Hermelindo, el hombre que susurraba a las perdices

Hermelindo, el hombre que susurraba a las perdices
El jefe de estación dando de comer a sus perdices o faiado

Ocho décadas antes de que “Max” saltara al papel “couché” de la mano del deseado George Clooney y pusiera de moda a los cerdos vietnamitas, y de que César Millán convirtiera en noticia el ladrido de un perro, y a años luz de que el político “almodóvar” Tony Cantó despojara de todo derecho al mundo animal; el jefe de estación de Vilagarcía ensayaba a un coro de jilgueros para recibir a los viajeros, salía a tomar el aperitivo acompañado por un jabalí domesticado y enseñaba a sus canes a cazar conejos sin hacerles ni un solo rasguño. Se llamaba Hermelindo Castro Macías y llegó a la capital arousana en 1935 procedente de Rivadabia, con apariencia de bohemio decimonónico y una sensibilidad y generosidad que no distinguía entre especies.

Fue su familia testigo y también “víctima” de su pasión por todo tipo de animales y, sobre todo, de un sentido del humor único. Solo teniendo en cuenta estas dos cualidades se pueden entender algunos anécdotas, como cuando envió a su hijo Laureano, al que todos conocían como Milón, a buscar unos huevos de perdiz que pretendía ponérselos a una gallina con el fin de que los empollara e hiciera de madre. La anécdota aparece contada en el libro “Ferroviarios” por el propio protagonista, al que le temblaron las piernas cuando Currás, “el hombre de confianza de mi padre”, le contó que el experimento se había ido al traste porque los perdigones nacieron antes de tiempo. “Hermelindo al ver de lo que yo era portador monta en cólera, lo que para él era muy fácil. Le llama animal a Currás una docena de veces y afirma que aquello es un crimen porque los perdigones están condenados a morir. Pero allí están los pobrecitos, delante suya, gimoteando. Y hay que intentar salvarlos”. Y lo logra haciendo gala de “una paciencia que no tenía para su esposa, hijos y subordinados”. Los perdigones se convierten en majestuosas perdices hasta que un día, durante un paseo con su padre, Milón contempla como las aves emprenden el vuelo. Regresaron al poco, atraídas por el silbido suave y familiar de Hermelindo.

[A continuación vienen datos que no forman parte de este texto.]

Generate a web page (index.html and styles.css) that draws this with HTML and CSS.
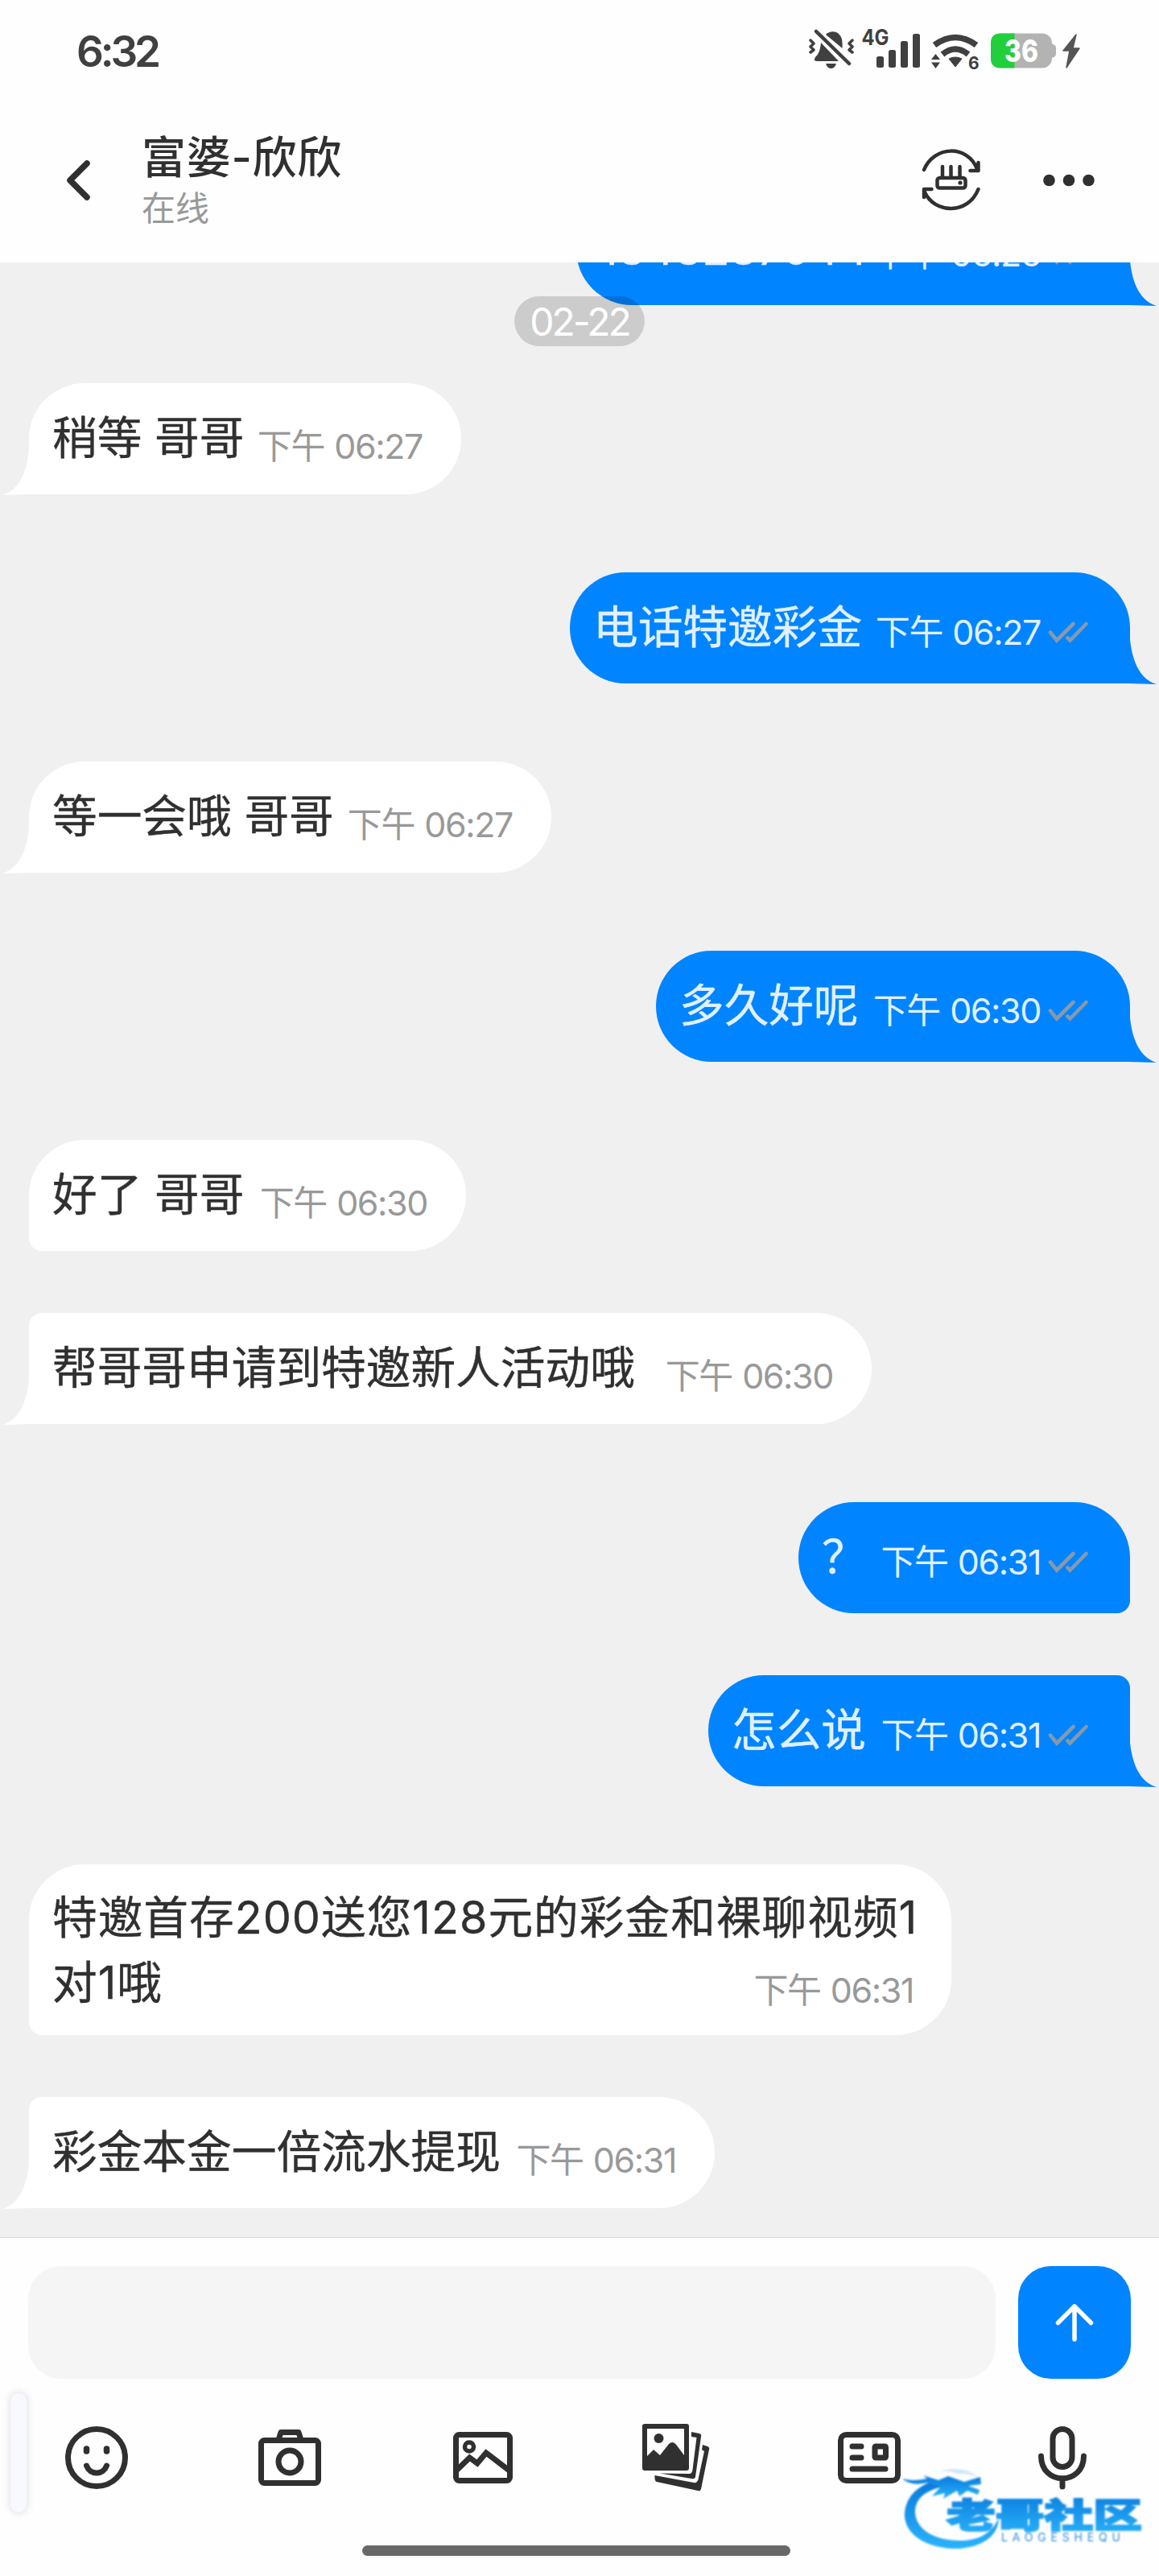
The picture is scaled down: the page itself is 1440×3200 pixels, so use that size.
FILE: index.html
```html
<!DOCTYPE html>
<html lang="zh-CN">
<head>
    <meta charset="UTF-8">
    <meta name="viewport" content="width=device-width, initial-scale=1.0">
    <title>富婆-欣欣</title>
    <link rel="stylesheet" href="styles.css">
</head>
<body>
<!-- shared shapes -->
<svg class="defs" width="0" height="0">
    <symbol id="tail-out" viewBox="0 0 34 70"><path d="M0 0C1 30 8 62 34 70L0 69Z"/></symbol>
    <symbol id="tail-in" viewBox="0 0 34 70"><path d="M34 0C33 30 26 62 0 70L34 69Z"/></symbol>
    <symbol id="read" viewBox="0 0 50 28">
        <path d="M3 13.5L11 23.5L31.500 3M24.500 20.500L27.500 23.500L47.500 3" fill="none" stroke="#8799aa" stroke-width="4.600" stroke-linecap="round"/>
    </symbol>
</svg>

<div class="screen">
    <div class="status">
        <div class="clock">6:32</div>
        <svg class="status-icons" viewBox="0 0 344 60" width="344" height="60">
            <!-- muted bell -->
            <g fill="#404040">
                <path d="M26 13C32 7 43 8 46 19Q47 24 46.500 30Z"/>
                <path d="M20 23Q19 36 13 41Q10 46 15 46H42Z"/>
                <path d="M26 49H39Q37 55 32.500 55Q28 55 26 49Z"/>
            </g>
            <g fill="none" stroke="#404040" stroke-linecap="round" stroke-linejoin="round">
                <path d="M14 9L55 49" stroke-width="4.500"/>
                <path d="M7 20L11 24L7 28L11 32L7 35M59 20L55 24L59 28L55 32L59 35" stroke-width="3.500"/>
            </g>
            <text class="net" x="70.500" y="26" textLength="34" lengthAdjust="spacingAndGlyphs">4G</text>
            <!-- signal -->
            <g fill="#404040">
                <rect x="89" y="40" width="9" height="14" rx="2.500"/>
                <rect x="104" y="32" width="9" height="22" rx="2.500"/>
                <rect x="119" y="21" width="9" height="33" rx="2.500"/>
                <rect x="134" y="12" width="9" height="42" rx="2.500"/>
            </g>
            <!-- wifi -->
            <g fill="none" stroke="#404040" stroke-width="7.500">
                <path d="M161 26Q187 7 213 26"/>
                <path d="M171 37.500Q187 24.500 203 37.500"/>
            </g>
            <path d="M179 43Q187 39 195 43L187 53Z" fill="#404040" stroke="#404040" stroke-linejoin="round"/>
            <path d="M157 44L162.500 37L168 44ZM157 47.500H168L162.500 55Z" fill="#404040"/>
            <text class="wifi-gen" x="203" y="56">6</text>
            <!-- battery -->
            <path d="M306 24Q312 26 312 29V37Q312 41 306 42Z" fill="#b3b3b3"/>
            <rect x="231" y="11.500" width="76" height="43" rx="12" fill="#b3b3b3"/>
            <path d="M260.500 11.500V54.500H243Q231 54.500 231 42.500V23.500Q231 11.500 243 11.500Z" fill="#21cf3c"/>
            <text class="battery" x="248" y="46.500" textLength="42" lengthAdjust="spacingAndGlyphs">36</text>
            <path d="M337 13L321 33H329L325 54L341 30H333Z" fill="#555" stroke="#555" stroke-width="1.500" stroke-linejoin="round"/>
        </svg>
    </div>

    <div class="header">
        <svg class="back" viewBox="0 0 40 60" width="40" height="60">
            <path d="M28 9L7 30L28 51" fill="none" stroke="#303030" stroke-width="7.500" stroke-linecap="round" stroke-linejoin="round"/>
        </svg>
        <div class="contact">
            <div class="name">富婆-欣欣</div>
            <div class="online">在线</div>
        </div>
        <svg class="line" viewBox="0 0 80 80" width="80" height="80" fill="none" stroke="#303030" stroke-width="4.500" stroke-linecap="round" stroke-linejoin="round">
            <path d="M7 27C19-3 61-5 73 26M64.500 28H74.500V18"/>
            <path d="M74.500 51C62 83 20 82 7.500 54M16.500 51H7V61"/>
            <path d="M30 23V36M40.500 23V36M51.500 23V36"/>
            <rect x="23.500" y="37" width="35" height="12.500" rx="3"/>
            <circle cx="52" cy="43" r="2.600" fill="#303030" stroke="none"/>
        </svg>
        <svg class="more" viewBox="0 0 66 20" width="66" height="20" fill="#303030">
            <circle cx="8.500" cy="10" r="7.300"/><circle cx="33" cy="10" r="7.300"/><circle cx="57.500" cy="10" r="7.300"/>
        </svg>
    </div>

    <div class="chat">
        <div class="date">02-22</div>
        <div class="msg out end w-688">
            <span class="text">1343287044</span>
            <span class="time">下午 06:26</span><svg class="check"><use href="#read"/></svg>
            <svg class="tail"><use href="#tail-out"/></svg>
        </div>
        <div class="msg in end w-537">
            <span class="text">稍等 哥哥</span>
            <span class="time">下午 06:27</span>
            <svg class="tail"><use href="#tail-in"/></svg>
        </div>
        <div class="msg out end w-696">
            <span class="text">电话特邀彩金</span>
            <span class="time">下午 06:27</span><svg class="check"><use href="#read"/></svg>
            <svg class="tail"><use href="#tail-out"/></svg>
        </div>
        <div class="msg in end w-649">
            <span class="text">等一会哦 哥哥</span>
            <span class="time">下午 06:27</span>
            <svg class="tail"><use href="#tail-in"/></svg>
        </div>
        <div class="msg out end w-589">
            <span class="text">多久好呢</span>
            <span class="time">下午 06:30</span><svg class="check"><use href="#read"/></svg>
            <svg class="tail"><use href="#tail-out"/></svg>
        </div>
        <div class="msg in w-543">
            <span class="text">好了 哥哥</span>
            <span class="time">下午 06:30</span>
        </div>
        <div class="msg in next end w-1047">
            <span class="text">帮哥哥申请到特邀新人活动哦</span>
            <span class="time">下午 06:30</span>
            <svg class="tail"><use href="#tail-in"/></svg>
        </div>
        <div class="msg out w-412">
            <span class="text">？</span>
            <span class="time">下午 06:31</span><svg class="check"><use href="#read"/></svg>
        </div>
        <div class="msg out next end w-524">
            <span class="text">怎么说</span>
            <span class="time">下午 06:31</span><svg class="check"><use href="#read"/></svg>
            <svg class="tail"><use href="#tail-out"/></svg>
        </div>
        <div class="msg in long w-1146">
            <span class="text">特邀首存200送您128元的彩金和裸聊视频1<br>对1哦</span>
            <span class="time">下午 06:31</span>
        </div>
        <div class="msg in next end w-852">
            <span class="text">彩金本金一倍流水提现</span>
            <span class="time">下午 06:31</span>
            <svg class="tail"><use href="#tail-in"/></svg>
        </div>
    </div>

    <div class="footer">
        <div class="compose">
            <div class="input"></div>
            <button class="send" type="button">
                <svg viewBox="0 0 60 60" width="60" height="60" fill="none" stroke="#fff" stroke-width="5.500" stroke-linecap="round" stroke-linejoin="round">
                    <path d="M30 51V10M9.500 30.500L30 10L50.500 30.500"/>
                </svg>
            </button>
        </div>
        <div class="tools">
            <svg viewBox="0 0 90 90" fill="none" stroke="#303030" stroke-width="7" stroke-linecap="round">
                <circle cx="45" cy="45" r="35.500"/>
                <path d="M32.500 34V37M57.500 34V37" stroke-width="7.500"/>
                <path d="M32.500 55C37 67 53 67 57.500 55"/>
            </svg>
            <svg viewBox="0 0 90 90" fill="none" stroke="#303030" stroke-width="7" stroke-linejoin="round">
                <rect x="9.500" y="23.500" width="71" height="53" rx="4"/>
                <path d="M31 23L34 13.500H56L59 23"/>
                <circle cx="45" cy="50" r="14"/>
            </svg>
            <svg viewBox="0 0 90 90" fill="none" stroke="#303030" stroke-width="7" stroke-linejoin="round">
                <rect x="11.500" y="16.500" width="67" height="57" rx="4"/>
                <circle cx="28" cy="31.500" r="5.500" stroke-width="5.500"/>
                <path d="M12 61L28.500 45L38 52L49 39L79 62" stroke-linejoin="miter"/>
            </svg>
            <svg viewBox="0 0 90 90">
                <path d="M6 3H58Q61 3 61 6V58Q61 61 58 61H6Q3 61 3 58V6Q3 3 6 3ZM9 9V43L17 35L25 42L36 28Q41 23 46 30L55 42V9Z" fill="#303030" fill-rule="evenodd"/>
                <circle cx="23.500" cy="21" r="6" fill="#303030"/>
                <path d="M64 13L74 15Q77 16 76 19L69 69Q68 72 64 71L25 64.500L61 65Q65 65 65.500 60L70.500 20L64 19Z" fill="#303030"/>
                <path d="M78 29L84 31Q87 32 86 35L76 84Q75 87 72 86L21 75Q18 74 18.500 67L67 76Q71 77 72.500 72L80 37L77 35Z" fill="#303030"/>
            </svg>
            <svg viewBox="0 0 90 90" fill="none" stroke="#303030" stroke-width="7" stroke-linejoin="round">
                <rect x="9.500" y="16.500" width="71" height="57" rx="7"/>
                <path d="M24 31H35M24 45H35M24 59H65" stroke-linecap="round"/>
                <rect x="52" y="31" width="13.500" height="14" rx="1"/>
            </svg>
            <svg viewBox="0 0 90 90" fill="none" stroke="#303030" stroke-width="7" stroke-linecap="round">
                <rect x="33" y="9.500" width="24" height="47" rx="12"/>
                <path d="M18.500 43C18.500 80 71.500 80 71.500 43M45 72V81"/>
            </svg>
        </div>
        <div class="home-bar"></div>
        <div class="edge-handle"></div>
        <svg class="watermark" viewBox="0 0 310 110" width="310" height="110">
            <defs>
                <linearGradient id="sea" x1="0" y1="0" x2="0" y2="1">
                    <stop offset="0" stop-color="#0878dc"/>
                    <stop offset="1" stop-color="#2ab4fb"/>
                </linearGradient>
            </defs>
            <g fill="url(#sea)">
                <path d="M52 20C26 26 11 44 12 66C15 92 46 106 80 105C112 102 128 88 129 67C119 88 102 95 80 95C49 95 26 81 25 60C25 43 37 33 60 28Z"/>
                <path d="M9 18Q22 22 40 18L35 14L54 20L66 15L86 22L106 16L107 25L91 27L105 32L103 38L90 33L80 40L77 33L60 43L62 36L46 40L57 28L40 23Q20 28 9 18Z"/>
                <path d="M48 13Q60 5 78 12Q96 12 104 17Q96 9 84 7Q62 4 48 13Z" opacity=".2"/>
            </g>
            <text class="brand" x="64" y="79" textLength="243" lengthAdjust="spacingAndGlyphs" fill="url(#sea)" stroke="url(#sea)">老哥社区</text>
            <text class="brand-latin" x="132" y="96" textLength="148">LAOGESHEQU</text>
        </svg>
    </div>
</div>
</body>
</html>
```

FILE: styles.css
```css
* {
    box-sizing: border-box;
}

body {
    margin: 0;
    background: #fefefe;
    font-family: Inter, "Noto Sans CJK SC", sans-serif;
    color: #303030;
}

svg {
    display: block;
}

.defs {
    position: absolute;
}

.screen {
    width: 1440px;
    height: 3200px;
    display: flex;
    flex-direction: column;
    overflow: hidden;
}

/* status bar */
.status {
    height: 122px;
    padding: 0 96px 0 95px;
    display: flex;
    justify-content: space-between;
}

.clock {
    margin-top: 31px;
    font-size: 53px;
    line-height: 66px;
    font-weight: 600;
    letter-spacing: -4.2px;
    color: #404040;
}

.status-icons {
    width: 344px;
    margin-top: 30px;
    font-weight: 700;
}

.net {
    font-size: 27px;
    fill: #404040;
}

.wifi-gen {
    font-size: 21px;
    fill: #404040;
}

.battery {
    font-size: 38px;
    font-weight: 800;
    fill: #fff;
}

/* header */
.header {
    height: 204px;
    padding: 0 79px 0 80px;
    display: flex;
    align-items: center;
}

.contact {
    margin-left: 56px;
    flex: 1;
}

.name {
    margin-top: -3px;
    font-size: 55px;
    line-height: 70px;
    font-weight: 500;
    letter-spacing: .7px;
}

.online {
    margin-top: 3px;
    font-size: 42px;
    line-height: 52px;
    color: #999;
}

.line {
    margin-right: 74px;
}

/* conversation */
.chat {
    position: relative;
    height: 2453px;
    padding: 0 36px;
    background: #f0f0f0;
    display: flex;
    flex-direction: column;
    overflow: hidden;
}

.date {
    position: absolute;
    top: 42px;
    left: 639px;
    z-index: 1;
    width: 162px;
    height: 62px;
    border-radius: 31px;
    background: rgba(0, 0, 0, .15);
    color: #fff;
    font-size: 48px;
    line-height: 63px;
    letter-spacing: -3px;
    text-align: center;
}

.msg {
    position: relative;
    flex: none;
    height: 138px;
    margin-bottom: 77px;
    padding-left: 29px;
    display: flex;
    align-items: center;
    border-radius: 69px;
}

.msg.end {
    margin-bottom: 97px;
}

.msg:nth-child(2) {
    margin-top: -85px;
}

.in {
    align-self: flex-start;
    padding-right: 48px;
    background: #fff;
    border-bottom-left-radius: 16px;
}

.out {
    align-self: flex-end;
    padding-right: 52px;
    background: #0084ff;
    color: #e0f0ff;
    border-bottom-right-radius: 16px;
}

.in.next {
    border-top-left-radius: 16px;
}

.out.next {
    border-top-right-radius: 16px;
}

.in.end {
    border-bottom-left-radius: 0;
}

.out.end {
    border-bottom-right-radius: 0;
}

.text {
    margin-top: -3px;
    font-size: 55.700px;
    line-height: 81px;
    white-space: nowrap;
    -webkit-text-stroke: .4px;
}

.time {
    margin-left: auto;
    padding-top: 17px;
    font-size: 43px;
    line-height: 52px;
    letter-spacing: -1.400px;
    word-spacing: 1.500px;
    white-space: nowrap;
}

.in .time {
    color: #999;
}

.out .time {
    padding-top: 9px;
}

.check {
    width: 50px;
    height: 28px;
    margin-left: 9px;
    margin-top: 11px;
}

.tail {
    position: absolute;
    bottom: -1px;
    width: 34px;
    height: 70px;
}

.in .tail {
    left: -33px;
    fill: #fff;
}

.out .tail {
    right: -33px;
    fill: #0084ff;
}

.long {
    height: 212px;
    border-radius: 69px 69px 69px 16px;
}

.long .time {
    position: absolute;
    right: 47px;
    bottom: 30px;
    padding: 0;
}

.long .text {
    margin-top: -1px;
    letter-spacing: 1px;
}

/* bubble widths */
.w-412 { width: 412px; }
.w-524 { width: 524px; }
.w-537 { width: 537px; }
.w-543 { width: 543px; }
.w-589 { width: 589px; }
.w-649 { width: 649px; }
.w-688 { width: 688px; }
.w-696 { width: 696px; }
.w-852 { width: 852px; }
.w-1047 { width: 1047px; }
.w-1146 { width: 1146px; }

/* footer */
.footer {
    position: relative;
    flex: 1;
    border-top: 1px solid #d8d8d8;
}

.compose {
    display: flex;
    gap: 28px;
    padding: 35px 35px 0;
}

.input {
    flex: 1;
    height: 140px;
    border-radius: 41px;
    background: #f5f5f5;
}

.send {
    width: 140px;
    height: 140px;
    padding: 0;
    border: 0;
    border-radius: 41px;
    background: #0084ff;
    display: flex;
    align-items: center;
    justify-content: center;
}

.tools {
    display: grid;
    grid-template-columns: repeat(6, 240px);
    justify-items: center;
    margin-top: 53px;
}

.tools svg {
    width: 90px;
    height: 90px;
}

.home-bar {
    width: 532px;
    height: 13px;
    margin: 64px auto 0;
    border-radius: 7px;
    background: #686868;
    transform: translateX(-4px);
}

.edge-handle {
    position: absolute;
    left: 13px;
    top: 193px;
    width: 20px;
    height: 148px;
    border-radius: 10px;
    background: #f8f9ff;
    box-shadow: 0 0 8px 2px rgba(60, 60, 80, .13);
}

.watermark {
    position: absolute;
    left: 1112px;
    top: 281px;
    filter: blur(.8px);
}

.brand {
    font-family: "Noto Sans CJK SC", sans-serif;
    font-size: 42px;
    font-weight: 900;
    stroke-width: 2px;
}

.brand-latin {
    font-size: 14px;
    fill: #2f8fe0;
}
```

Su buena maña con sus animales llegó a oídos de la duquesa de Terranova, que le pidió una demostración. El “show” fue en la propia estación y el “jefe” estuvo acompañado de “Tilín”, su perro favorito. La crisis llegó cuando (por error de uno de los ferroviarios), a la voz de “¡Tilín!¡El banderín rojo!”, el can apareció con la gorra en la boca. “Vean si es inteligente este perro que sabe que no debo utilizar el banderín sin la gorra”, dijo Hermelindo a su público, anotándose otro éxito.

Pero el poder de convicción de Hermelindo traspasaba las fronteras del mundo animal. Solo así se entiende que su mujer aceptase tener la cocina llena de cucarachas o desplumar y cocinar un cuervo para gastar una broma a uno de los numerosos invitados de un hombre con una solidaridad sin límites.